▸ **DIRECTIVE**: Write out each line of the listing as it stands, without the images.

○ ○ ○ ○ ○

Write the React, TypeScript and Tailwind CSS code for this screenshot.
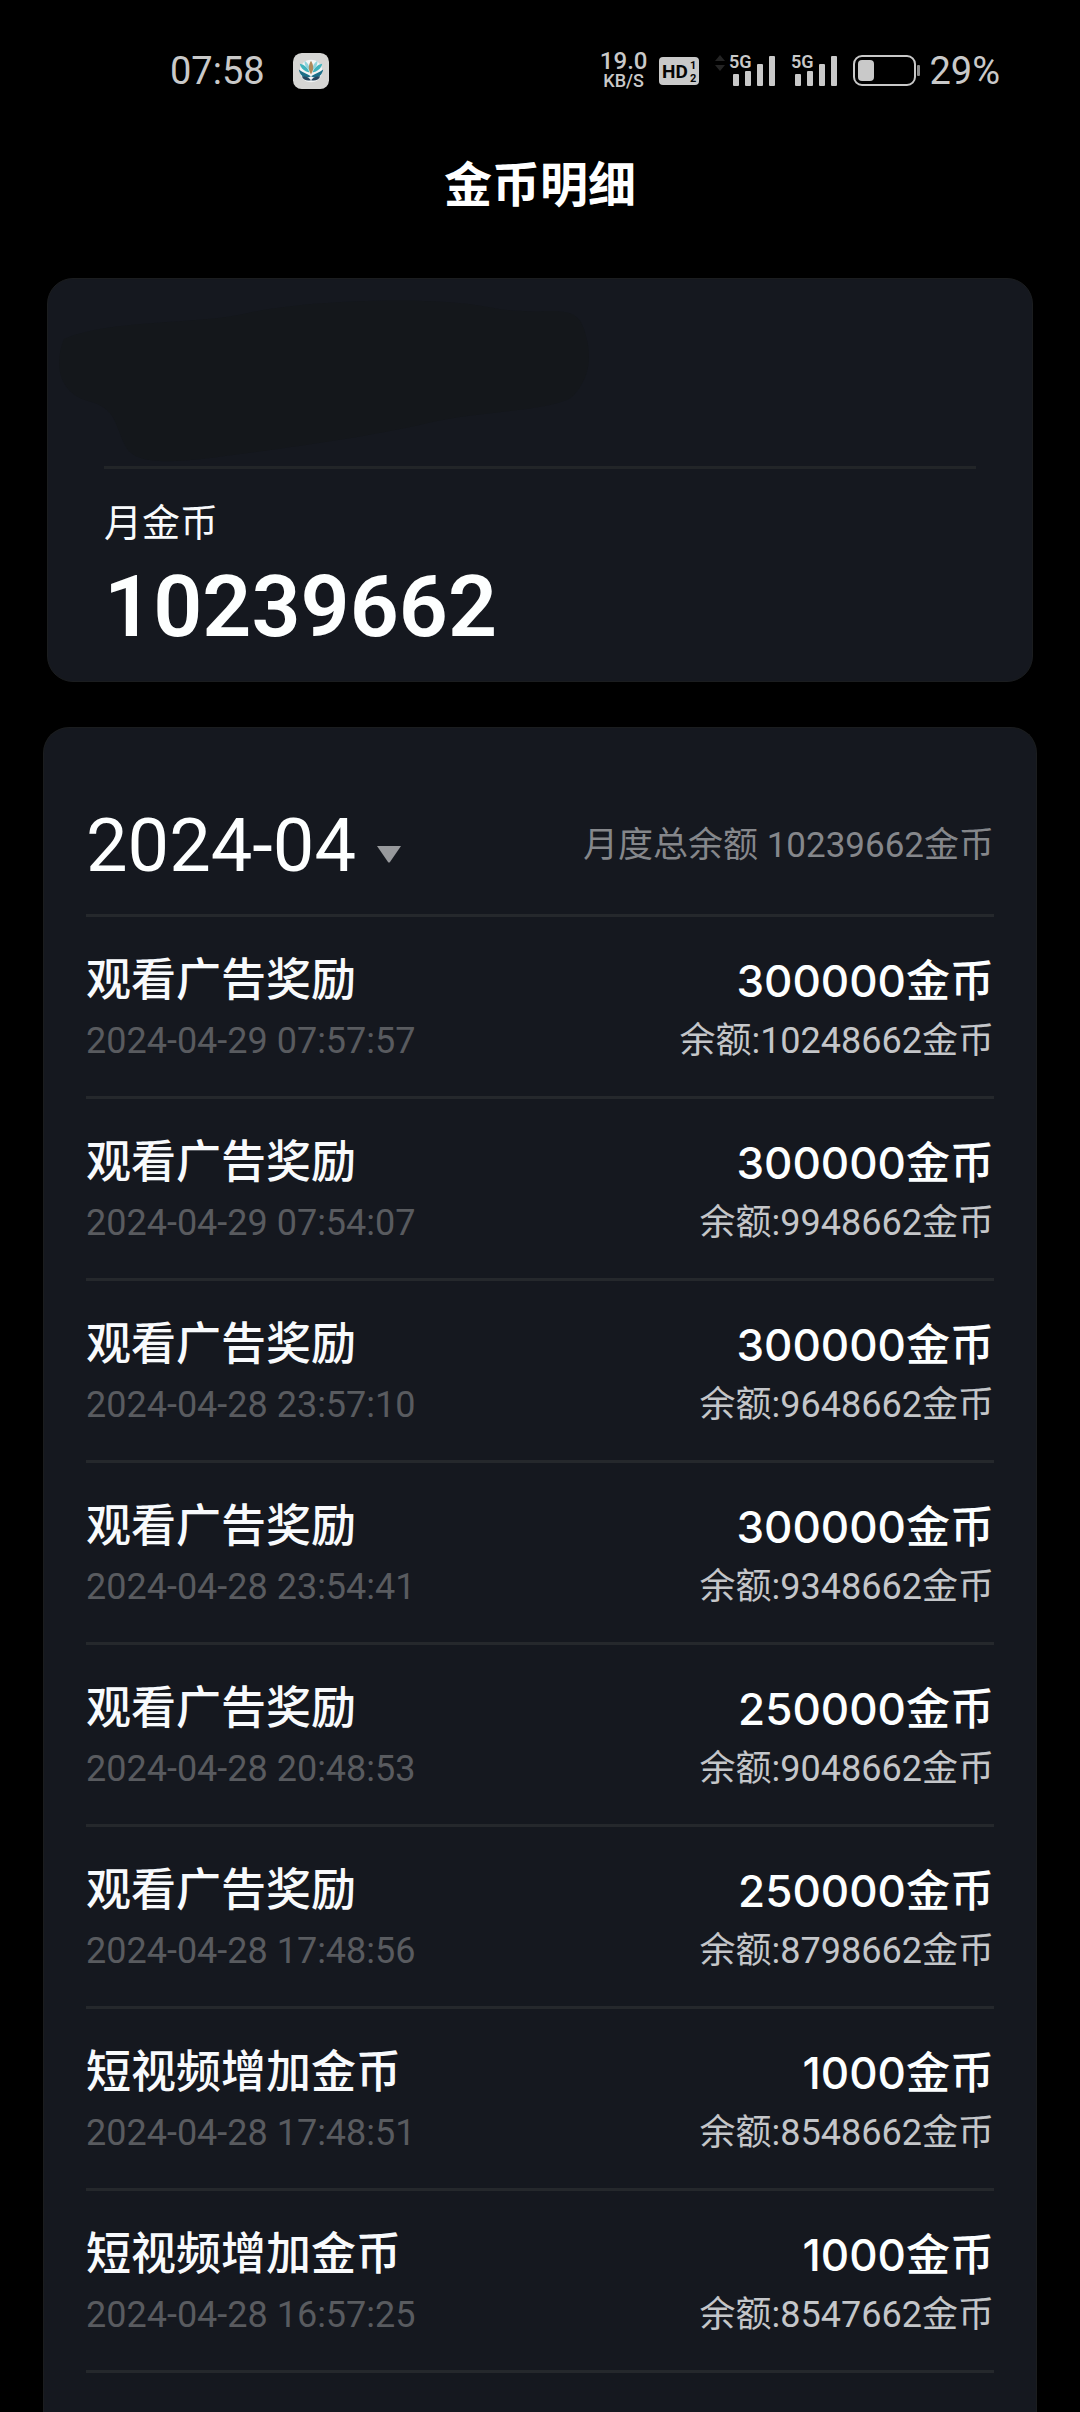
interface CoinRecord {
  title: string;
  time: string;
  amount: string;
  balance: string;
}

const records: CoinRecord[] = [
  { title: "观看广告奖励", time: "2024-04-29 07:57:57", amount: "300000", balance: "10248662" },
  { title: "观看广告奖励", time: "2024-04-29 07:54:07", amount: "300000", balance: "9948662" },
  { title: "观看广告奖励", time: "2024-04-28 23:57:10", amount: "300000", balance: "9648662" },
  { title: "观看广告奖励", time: "2024-04-28 23:54:41", amount: "300000", balance: "9348662" },
  { title: "观看广告奖励", time: "2024-04-28 20:48:53", amount: "250000", balance: "9048662" },
  { title: "观看广告奖励", time: "2024-04-28 17:48:56", amount: "250000", balance: "8798662" },
  { title: "短视频增加金币", time: "2024-04-28 17:48:51", amount: "1000", balance: "8548662" },
  { title: "短视频增加金币", time: "2024-04-28 16:57:25", amount: "1000", balance: "8547662" },
];

const AppBadge = () => (
  <svg viewBox="0 0 37 37" className="ml-7 size-9" aria-hidden="true">
    <rect width="37" height="37" rx="9" fill="#d6d6d4" />
    <circle cx="18.500" cy="18.500" r="11.500" fill="#f3f5f5" />
    <path d="M7 11c5 1 8 4 10 9-5-1-9-4-10-9Z" fill="#3fb3bd" />
    <path d="M30 11c-5 1-8 4-10 9 5-1 9-4 10-9Z" fill="#3fb3bd" />
    <path d="M12 8c3 2 5 5 5.500 10-4-2-6-6-5.500-10Z" fill="#8fd3dc" />
    <path d="M25 8c-3 2-5 5-5.500 10 4-2 6-6 5.500-10Z" fill="#8fd3dc" />
    <path d="M6 17c4 3 8 4 12.500 7-5 3-11 1-12.500-7Z" fill="#1d6f88" />
    <path d="M31 17c-4 3-8 4-12.500 7 5 3 11 1 12.500-7Z" fill="#1d6f88" />
    <path d="M9 24c4 0 7 1 9.500 4-4 1-8 0-9.500-4Z" fill="#27455f" />
    <path d="M28 24c-4 0-7 1-9.500 4 4 1 8 0 9.500-4Z" fill="#27455f" />
    <path d="M18.500 8c3 5 3 9 0 14-3-5-3-9 0-14Z" fill="#b08a5c" />
  </svg>
);

const HdBadge = () => (
  <svg viewBox="0 0 40 28" className="h-7 w-10" aria-hidden="true">
    <rect width="40" height="28" rx="4" fill="#c9c9c9" />
    <g fill="#050505" fontFamily="Roboto, sans-serif" fontWeight="700">
      <text x="3" y="21" fontSize="19">
        HD
      </text>
      <text x="31" y="12" fontSize="11">
        1
      </text>
      <text x="31" y="25" fontSize="11">
        2
      </text>
    </g>
  </svg>
);

const Signal = () => (
  <svg viewBox="0 -4 46 42" className="h-[42px] w-[46px]" fill="#c9c9c9" aria-hidden="true">
    <text x="0" y="14" fontSize="18" fontFamily="Roboto, sans-serif" fontWeight="600">
      5G
    </text>
    <rect x="4" y="20" width="6" height="12" rx="1" />
    <rect x="16" y="17" width="6" height="15" rx="1" />
    <rect x="28" y="10" width="6" height="22" rx="1" />
    <rect x="40" y="2" width="6" height="30" rx="1" />
  </svg>
);

const Battery = () => (
  <svg viewBox="0 0 68 32" className="h-8 w-[68px]" aria-hidden="true">
    <rect x="1" y="1" width="61" height="29" rx="8" fill="none" stroke="#c9c9c9" strokeWidth="2" />
    <rect x="5" y="5" width="16" height="21" rx="4" fill="#c9c9c9" />
    <rect x="64" y="10" width="3" height="11" rx="1" fill="#8d8d8d" />
  </svg>
);

const StatusBar = () => (
  <div className="flex h-[142px] items-center justify-between pl-[170px] pr-20 text-[#c9c9c9]">
    <div className="flex items-center">
      <span className="text-[38px]">07:58</span>
      <AppBadge />
    </div>
    <div className="flex items-center">
      <div className="mr-3 flex flex-col items-center font-medium">
        <span className="text-2xl leading-5">19.0</span>
        <span className="text-lg leading-5">KB/S</span>
      </div>
      <HdBadge />
      {/* 上下行箭头 */}
      <svg viewBox="0 0 10 16" className="mb-4 ml-4 mr-1 h-4 w-[10px]" fill="#242424" aria-hidden="true">
        <path d="M5 0l5 6H0ZM5 16l5-6H0Z" />
      </svg>
      <Signal />
      <div className="ml-4 mr-4 flex">
        <Signal />
      </div>
      <Battery />
      <span className="ml-2 text-[38px]">29%</span>
    </div>
  </div>
);

const SummaryCard = () => (
  <section className="relative mx-[47px] rounded-[26px] border border-[#1b1d1f] bg-[#15181f] px-14 pb-[26px]">
    {/* 涂抹区域 */}
    <svg viewBox="0 0 560 186" className="absolute left-0 top-0 h-[186px] w-[560px]" aria-hidden="true">
      <path
        d="M16 60C60 40 150 46 200 34S380 16 440 28 526 20 536 50 540 100 526 116 430 132 380 144 260 166 200 174 90 190 78 168 70 130 40 122 6 84 16 60Z"
        fill="#14171b"
      />
    </svg>
    <div className="h-[187px]" />
    <div className="h-[3px] bg-[#222528]" />
    <p className="mt-[30px] text-[38px] leading-[48px] text-[#f8fafc]">月金币</p>
    <p className="mt-3 text-[86px] font-semibold leading-[96px] text-[#fdffff]">10239662</p>
  </section>
);

const RecordItem = ({ title, time, amount, balance }: CoinRecord) => (
  <li className="flex justify-between border-b-[3px] border-[#25282c] pb-[27px] pt-8">
    <div>
      <p className="text-[45px] font-medium leading-[64px] text-[#f8fafc]">{title}</p>
      <p className="text-4xl leading-[56px] text-[#595b5f]">{time}</p>
    </div>
    <div className="text-right">
      <p className="font-['Inter','Noto_Sans_CJK_SC',sans-serif] text-[44px] font-medium leading-[64px] text-[#fdffff]">
        {amount}金币
      </p>
      <p className="text-4xl leading-[56px] text-[#c4c6c9]">余额:{balance}金币</p>
    </div>
  </li>
);

const App = () => {
  return (
    <main className="flex min-h-screen flex-col bg-black font-['Roboto','Noto_Sans_CJK_SC',sans-serif]">
      <StatusBar />
      <h1 className="mb-14 pt-2 text-center text-5xl font-bold leading-[72px] text-white">金币明细</h1>
      <SummaryCard />

      <section className="mx-[43px] mt-[45px] flex-1 rounded-t-[26px] border border-b-0 border-[#1b1d1f] bg-[#15181f] px-[42px]">
        <div className="flex items-center justify-between border-b-[3px] border-[#25282c] pb-8 pt-[82px]">
          <div className="flex items-center">
            <select
              aria-label="选择月份"
              className="appearance-none bg-transparent text-[74px] leading-[72px] text-[#fdffff]"
            >
              <option>2024-04</option>
            </select>
            <svg viewBox="0 0 26 17" className="ml-5 mt-4 h-[17px] w-[26px]" fill="#97999c" aria-hidden="true">
              <path d="M1 0h24L14 16q-1 1-2 0Z" />
            </svg>
          </div>
          <p className="text-[35px] text-[#85878b]">月度总余额 10239662金币</p>
        </div>
        <ul>
          {records.map((record) => (
            <RecordItem key={record.time} {...record} />
          ))}
        </ul>
      </section>
    </main>
  );
};

export default App;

○ ○ ○ ○ ○

▸ **SOLUTION TO THIS TASK**:
Write the React, TypeScript and Tailwind CSS code for this screenshot.
interface CoinRecord {
  title: string;
  time: string;
  amount: string;
  balance: string;
}

const records: CoinRecord[] = [
  { title: "观看广告奖励", time: "2024-04-29 07:57:57", amount: "300000", balance: "10248662" },
  { title: "观看广告奖励", time: "2024-04-29 07:54:07", amount: "300000", balance: "9948662" },
  { title: "观看广告奖励", time: "2024-04-28 23:57:10", amount: "300000", balance: "9648662" },
  { title: "观看广告奖励", time: "2024-04-28 23:54:41", amount: "300000", balance: "9348662" },
  { title: "观看广告奖励", time: "2024-04-28 20:48:53", amount: "250000", balance: "9048662" },
  { title: "观看广告奖励", time: "2024-04-28 17:48:56", amount: "250000", balance: "8798662" },
  { title: "短视频增加金币", time: "2024-04-28 17:48:51", amount: "1000", balance: "8548662" },
  { title: "短视频增加金币", time: "2024-04-28 16:57:25", amount: "1000", balance: "8547662" },
];

const AppBadge = () => (
  <svg viewBox="0 0 37 37" className="ml-7 size-9" aria-hidden="true">
    <rect width="37" height="37" rx="9" fill="#d6d6d4" />
    <circle cx="18.500" cy="18.500" r="11.500" fill="#f3f5f5" />
    <path d="M7 11c5 1 8 4 10 9-5-1-9-4-10-9Z" fill="#3fb3bd" />
    <path d="M30 11c-5 1-8 4-10 9 5-1 9-4 10-9Z" fill="#3fb3bd" />
    <path d="M12 8c3 2 5 5 5.500 10-4-2-6-6-5.500-10Z" fill="#8fd3dc" />
    <path d="M25 8c-3 2-5 5-5.500 10 4-2 6-6 5.500-10Z" fill="#8fd3dc" />
    <path d="M6 17c4 3 8 4 12.500 7-5 3-11 1-12.500-7Z" fill="#1d6f88" />
    <path d="M31 17c-4 3-8 4-12.500 7 5 3 11 1 12.500-7Z" fill="#1d6f88" />
    <path d="M9 24c4 0 7 1 9.500 4-4 1-8 0-9.500-4Z" fill="#27455f" />
    <path d="M28 24c-4 0-7 1-9.500 4 4 1 8 0 9.500-4Z" fill="#27455f" />
    <path d="M18.500 8c3 5 3 9 0 14-3-5-3-9 0-14Z" fill="#b08a5c" />
  </svg>
);

const HdBadge = () => (
  <svg viewBox="0 0 40 28" className="h-7 w-10" aria-hidden="true">
    <rect width="40" height="28" rx="4" fill="#c9c9c9" />
    <g fill="#050505" fontFamily="Roboto, sans-serif" fontWeight="700">
      <text x="3" y="21" fontSize="19">
        HD
      </text>
      <text x="31" y="12" fontSize="11">
        1
      </text>
      <text x="31" y="25" fontSize="11">
        2
      </text>
    </g>
  </svg>
);

const Signal = () => (
  <svg viewBox="0 -4 46 42" className="h-[42px] w-[46px]" fill="#c9c9c9" aria-hidden="true">
    <text x="0" y="14" fontSize="18" fontFamily="Roboto, sans-serif" fontWeight="600">
      5G
    </text>
    <rect x="4" y="20" width="6" height="12" rx="1" />
    <rect x="16" y="17" width="6" height="15" rx="1" />
    <rect x="28" y="10" width="6" height="22" rx="1" />
    <rect x="40" y="2" width="6" height="30" rx="1" />
  </svg>
);

const Battery = () => (
  <svg viewBox="0 0 68 32" className="h-8 w-[68px]" aria-hidden="true">
    <rect x="1" y="1" width="61" height="29" rx="8" fill="none" stroke="#c9c9c9" strokeWidth="2" />
    <rect x="5" y="5" width="16" height="21" rx="4" fill="#c9c9c9" />
    <rect x="64" y="10" width="3" height="11" rx="1" fill="#8d8d8d" />
  </svg>
);

const StatusBar = () => (
  <div className="flex h-[142px] items-center justify-between pl-[170px] pr-20 text-[#c9c9c9]">
    <div className="flex items-center">
      <span className="text-[38px]">07:58</span>
      <AppBadge />
    </div>
    <div className="flex items-center">
      <div className="mr-3 flex flex-col items-center font-medium">
        <span className="text-2xl leading-5">19.0</span>
        <span className="text-lg leading-5">KB/S</span>
      </div>
      <HdBadge />
      {/* 上下行箭头 */}
      <svg viewBox="0 0 10 16" className="mb-4 ml-4 mr-1 h-4 w-[10px]" fill="#242424" aria-hidden="true">
        <path d="M5 0l5 6H0ZM5 16l5-6H0Z" />
      </svg>
      <Signal />
      <div className="ml-4 mr-4 flex">
        <Signal />
      </div>
      <Battery />
      <span className="ml-2 text-[38px]">29%</span>
    </div>
  </div>
);

const SummaryCard = () => (
  <section className="relative mx-[47px] rounded-[26px] border border-[#1b1d1f] bg-[#15181f] px-14 pb-[26px]">
    {/* 涂抹区域 */}
    <svg viewBox="0 0 560 186" className="absolute left-0 top-0 h-[186px] w-[560px]" aria-hidden="true">
      <path
        d="M16 60C60 40 150 46 200 34S380 16 440 28 526 20 536 50 540 100 526 116 430 132 380 144 260 166 200 174 90 190 78 168 70 130 40 122 6 84 16 60Z"
        fill="#14171b"
      />
    </svg>
    <div className="h-[187px]" />
    <div className="h-[3px] bg-[#222528]" />
    <p className="mt-[30px] text-[38px] leading-[48px] text-[#f8fafc]">月金币</p>
    <p className="mt-3 text-[86px] font-semibold leading-[96px] text-[#fdffff]">10239662</p>
  </section>
);

const RecordItem = ({ title, time, amount, balance }: CoinRecord) => (
  <li className="flex justify-between border-b-[3px] border-[#25282c] pb-[27px] pt-8">
    <div>
      <p className="text-[45px] font-medium leading-[64px] text-[#f8fafc]">{title}</p>
      <p className="text-4xl leading-[56px] text-[#595b5f]">{time}</p>
    </div>
    <div className="text-right">
      <p className="font-['Inter','Noto_Sans_CJK_SC',sans-serif] text-[44px] font-medium leading-[64px] text-[#fdffff]">
        {amount}金币
      </p>
      <p className="text-4xl leading-[56px] text-[#c4c6c9]">余额:{balance}金币</p>
    </div>
  </li>
);

const App = () => {
  return (
    <main className="flex min-h-screen flex-col bg-black font-['Roboto','Noto_Sans_CJK_SC',sans-serif]">
      <StatusBar />
      <h1 className="mb-14 pt-2 text-center text-5xl font-bold leading-[72px] text-white">金币明细</h1>
      <SummaryCard />

      <section className="mx-[43px] mt-[45px] flex-1 rounded-t-[26px] border border-b-0 border-[#1b1d1f] bg-[#15181f] px-[42px]">
        <div className="flex items-center justify-between border-b-[3px] border-[#25282c] pb-8 pt-[82px]">
          <div className="flex items-center">
            <select
              aria-label="选择月份"
              className="appearance-none bg-transparent text-[74px] leading-[72px] text-[#fdffff]"
            >
              <option>2024-04</option>
            </select>
            <svg viewBox="0 0 26 17" className="ml-5 mt-4 h-[17px] w-[26px]" fill="#97999c" aria-hidden="true">
              <path d="M1 0h24L14 16q-1 1-2 0Z" />
            </svg>
          </div>
          <p className="text-[35px] text-[#85878b]">月度总余额 10239662金币</p>
        </div>
        <ul>
          {records.map((record) => (
            <RecordItem key={record.time} {...record} />
          ))}
        </ul>
      </section>
    </main>
  );
};

export default App;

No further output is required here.